Reggeon Field Theory for Large Pomeron Loops

Abstract

We analyze the range of applicability of the high energy Reggeon Field Theory HRFT derived in [1]. We show that this theory is valid as long as at any intermediate value of rapidity η throughout the evolution at least one of the colliding objects is dilute. Importantly, at some values of η the dilute object could be the projectile, while at others it could be the target, so that HRFT does not reduce to either HJIMWLK or HKLWMIJ. When both objects are dense, corrections to the evolution not accounted for in [1] become important.
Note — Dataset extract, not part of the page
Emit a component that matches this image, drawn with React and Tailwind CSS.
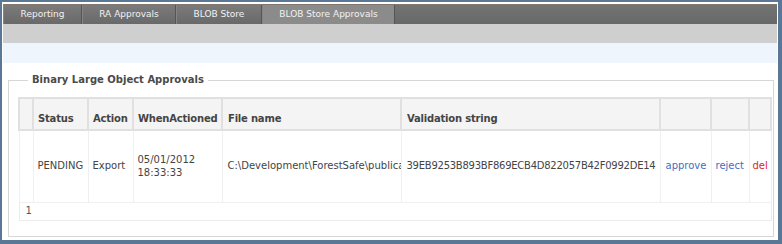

The same limitation applies to other approaches to high energy evolution available today, such as for example [3] and [4]. We also show that, in its regime of applicability HRFT can be simplified. We derive the simpler version of HRFT and in the large Nc limit rewrite it in terms of the Reggeon creation and annihilation operators. The resulting HRFT is explicitly self dual and provides the generalization of the Pomeron calculus developed in [4] by including higher Reggeons in the evolution. It is applicable for description of `large' Pomeron loops, namely Reggeon graphs where all the splittings occur close in rapidity to one dilute object (projectile), while all the merging close to the other one (target). Additionally we derive, in the same regime expressions for single and double inclusive gluon production (where the gluons are not separated by a large rapidity interval) in terms of the Reggeon degrees of freedom.